I'd guess the chain of events started with the switch from card catalogs to OPACs, from the Periodicals room to database terminals, from Date Due cards to heat-printed receipts. The tools that libraries used for some of their primary functions – information retrieval, circulation of materials and cataloging – entered the computer age, and computers entered our libraries. As first computers and now the peripherals (MP3 players, digital cameras, scanners, thumb drives, etc) have spread through our culture, we’ve bought the books and some of the devices and made them available to our patrons. Just this moment, a parent came and asked if we had any educational software for children (PC-based, mind) available for loan. He fully expected it to be here, because other libraries have it to offer.

It only follows that we need to be able to explain how to use the things we offer. When we started carrying LPs and then cassettes, patrons asked us questions about the players and used-vinyl stores. VHS, CD, DVD and now MP3 – if we carry the usable product, we must know something about how to use it. Why would we offer things we couldn’t help patrons to understand and use?

Now, it’s all of the stuff I’ve mentioned earlier in this post, stuff our patrons use to a greater or lesser degree in their lives. And, with offering that stuff, our patrons still expect us to be able to explain it. More importantly, they have “librarian” fixed in their heads as a person who can help them make sense of the ever-increasing whirlwind of information and expected ability to figure things out. We created this expectation, perpetuated it by being able to answer their hardest questions time and again, and now they’re coming to us asking about the Web and email and online forms and so much more.

So, yes. I believe that all of the staff in a library should know something about the technologies that our patrons encounter, at least enough to ask good questions and find out what the patron doesn’t know yet, or get them started with a basic understanding that they can explore further on their own.
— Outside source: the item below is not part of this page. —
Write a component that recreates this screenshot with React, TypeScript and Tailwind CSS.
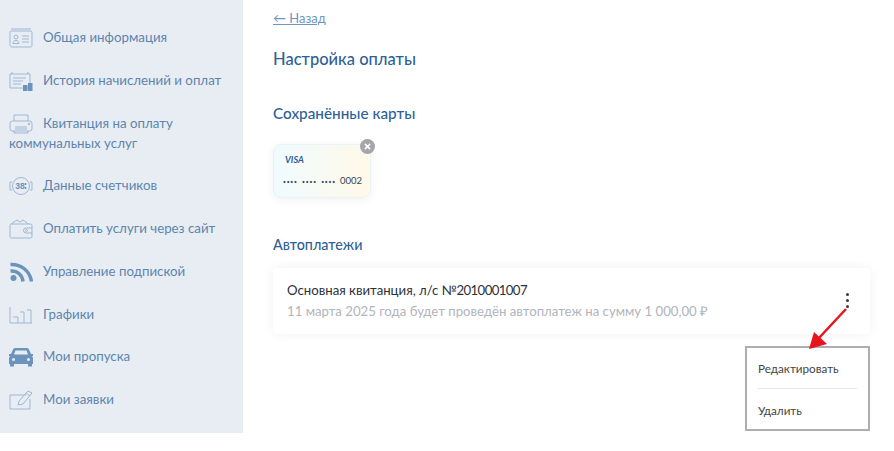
import type { ReactNode } from "react";

const stroke = "#9db7d3";
const fill = "#6c93b9";

const IconBox = ({ children }: { children: ReactNode }) => (
  <svg viewBox="0 0 24 20" className="inline-block w-6 h-5 mr-[10px] align-baseline -my-[6px]" fill="none" stroke={stroke} strokeWidth="1">
    {children}
  </svg>
);

const menu = [
  {
    title: "Общая информация",
    icon: (
      <>
        <path d="M2 1h20" />
        <rect x="1" y="3" width="22" height="16" rx="1.500" />
        <circle cx="7" cy="9" r="2" />
        <path d="M4 15.500c0-2 1.500-3 3-3s3 1 3 3zM13 8h7M13 11h7M13 14h7" />
      </>
    ),
  },
  {
    title: "История начислений и оплат",
    icon: (
      <>
        <path d="M1 3h20v14H1zM3 3V1M19 3V1M4 7h13M4 10h10M4 13h8" />
        <rect x="14" y="14" width="4.500" height="6" fill={fill} stroke="none" />
        <rect x="19" y="12" width="4.500" height="8" fill={fill} stroke="none" />
      </>
    ),
  },
  {
    title: "Квитанция на оплату коммунальных услуг",
    icon: (
      <>
        <path d="M5 7V1h14v6" />
        <rect x="1" y="7" width="22" height="10" rx="2.500" />
        <path d="M5 17v2h14v-2M6 13h12M6 15h12" />
        <circle cx="20" cy="10" r=".8" />
      </>
    ),
  },
  {
    title: "Данные счетчиков",
    icon: (
      <>
        <circle cx="12" cy="10" r="8.500" />
        <path d="M3 6H1v8h2M21 6h2v8h-2" />
        <text x="11" y="13" textAnchor="middle" fontSize="8.500" fontWeight="700" fill={fill} stroke="none" fontFamily="'Liberation Sans', sans-serif">
          38
        </text>
        <path d="M16.500 7v2M16.500 11v2" strokeWidth="1.500" stroke={fill} />
      </>
    ),
  },
  {
    title: "Оплатить услуги через сайт",
    icon: (
      <>
        <rect x="1" y="5" width="22" height="14" rx="1.500" />
        <path d="M2 5l6-4 3 2 3-2 3 2 2 2M23 9h-6a2.500 2.500 0 0 0 0 5h6" />
        <circle cx="17.500" cy="11.500" r="1" />
      </>
    ),
  },
  {
    title: "Управление подпиской",
    icon: (
      <g stroke={fill} strokeWidth="3.400">
        <circle cx="4.500" cy="16" r="3" fill={fill} stroke="none" />
        <path d="M1.500 9c7-.5 12 4.500 12.500 10.500" />
        <path d="M1.500 2.500c11-.5 19.500 7 21 17" />
      </g>
    ),
  },
  {
    title: "Графики",
    icon: <path d="M1 2v16h22M4 12h5v6M11 7h4v11M18 5h4v13" />,
  },
  {
    title: "Мои пропуска",
    icon: (
      <g stroke="none">
        <path
          fill={fill}
          d="M6 1h12q1.500 0 2 1.500L22 7h2v2h-1l1 2v6h-1v2.500h-4V17H5v2.500H1V17H0v-6l1-2H0V7h2l2-4.500Q4.500 1 6 1zM6.500 3.500L5 7.500h14l-1.500-4z"
          fillRule="evenodd"
        />
        <circle cx="4.500" cy="12.500" r="1.500" fill="#e8edf4" />
        <circle cx="19.500" cy="12.500" r="1.500" fill="#e8edf4" />
      </g>
    ),
  },
  {
    title: "Мои заявки",
    icon: (
      <>
        <path d="M17 5H1v14h20V9" />
        <path d="M9 15l1-4L19 1l4 2-9 11zM17 3l4 3" />
      </>
    ),
  },
];

export default function App() {
  return (
    <div className="flex min-h-[451px] bg-white font-['Lato','Liberation_Sans',sans-serif] overflow-hidden">
      <aside className="w-[243px] h-[433px] shrink-0 bg-[#e8edf4] pt-[27px] px-[9px] flex flex-col gap-[22.750px] text-[13.300px] leading-[20px] text-[#5c85ad]">
        {menu.map((item) => (
          <div key={item.title}>
            <IconBox>{item.icon}</IconBox>
            {item.title}
          </div>
        ))}
      </aside>

      <main className="flex-1 pl-[30px] pr-[24px] pt-[8px]">
        <a className="block text-[13px] leading-[20px] text-[#6d97bd] underline">← Назад</a>
        <h1 className="mt-[21px] text-[16.500px] leading-[20px] font-medium text-[#2f5f96]">Настройка оплаты</h1>
        <h2 className="mt-[34px] text-[15.300px] leading-[20px] font-medium text-[#2f5f96]">Сохранённые карты</h2>

        <div className="relative mt-[21px] w-[98px] h-[54px] rounded-[8px] border border-[#e6f3f8] bg-gradient-to-r from-[#f0fbff] to-[#fff9e8] shadow-[0_2px_10px_rgba(0,0,0,0.06)] pl-[9px] pr-[8px] pt-[9px]">
          <div className="ml-[2px] text-[9px] leading-[12px] font-bold italic text-[#2a5a96]">VISA</div>
          <div className="mt-[8px] flex justify-between items-center text-[9.500px] leading-[14px] text-[#3a4458]">
            <span className="text-[10.500px] tracking-[0.8px] [word-spacing:1px] font-bold">···· ···· ····</span>
            <span>0002</span>
          </div>
          <span className="absolute -top-[6px] -right-[5px] w-[15px] h-[15px] rounded-full bg-[#a5a5ab] flex items-center justify-center">
            <svg viewBox="0 0 8 8" className="w-[7px] h-[7px]" stroke="white" strokeWidth="1.800">
              <path d="M1 1l6 6M7 1L1 7" />
            </svg>
          </span>
        </div>

        <h2 className="mt-[37px] text-[14.300px] leading-[20px] font-medium text-[#2f5f96]">Автоплатежи</h2>

        <div className="relative mt-[13px] h-[66px] bg-white rounded-[4px] shadow-[0_0_12px_rgba(0,0,0,0.06)] pl-[14px] pt-[12px]">
          <p className="text-[13.200px] leading-[20px] text-[#2d3138]">
            Основная квитанция, л/с <span className="tracking-[-0.6px]">№2010001007</span>
          </p>
          <p className="mt-[1px] text-[13.200px] leading-[20px] text-[#b1b4ba]">
            11 марта 2025 года будет проведён автоплатеж на сумму 1 000,00 ₽
          </p>
          <div className="absolute right-[21px] top-[25px] flex flex-col gap-[3px]">
            <span className="w-[3px] h-[3px] rounded-full bg-[#333a48]" />
            <span className="w-[3px] h-[3px] rounded-full bg-[#333a48]" />
            <span className="w-[3px] h-[3px] rounded-full bg-[#333a48]" />
          </div>

          <div className="absolute right-0 top-[78px] w-[125px] h-[85px] bg-white border-2 border-[#aeaeae] px-[11px] text-[11.700px] text-[#444]">
            <div className="h-[41px] pt-[11px] leading-[18px] border-b border-[#e8e8e8]">Редактировать</div>
            <div className="pt-[12px] leading-[18px]">Удалить</div>
          </div>
          <svg viewBox="0 0 44 46" className="absolute right-[20px] top-[39px] w-[44px] h-[46px]">
            <path d="M40 2L12 32" stroke="#e8141c" strokeWidth="2.500" fill="none" />
            <path d="M3 42L8 25l13 12z" fill="#e8141c" />
          </svg>
        </div>
      </main>
    </div>
  );
}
I’m really not that savvy of a technologist, not compared to my husband the network engineer or my friend the software developer. But as long as I know enough about how email works to find the attachment buried at the end of a forwarded message, or enough about how firewalls work to explain why ours is on the fritz, or enough about online shopping to help a teacher find 24 copies of an out of print book...that’s part of being a good librarian.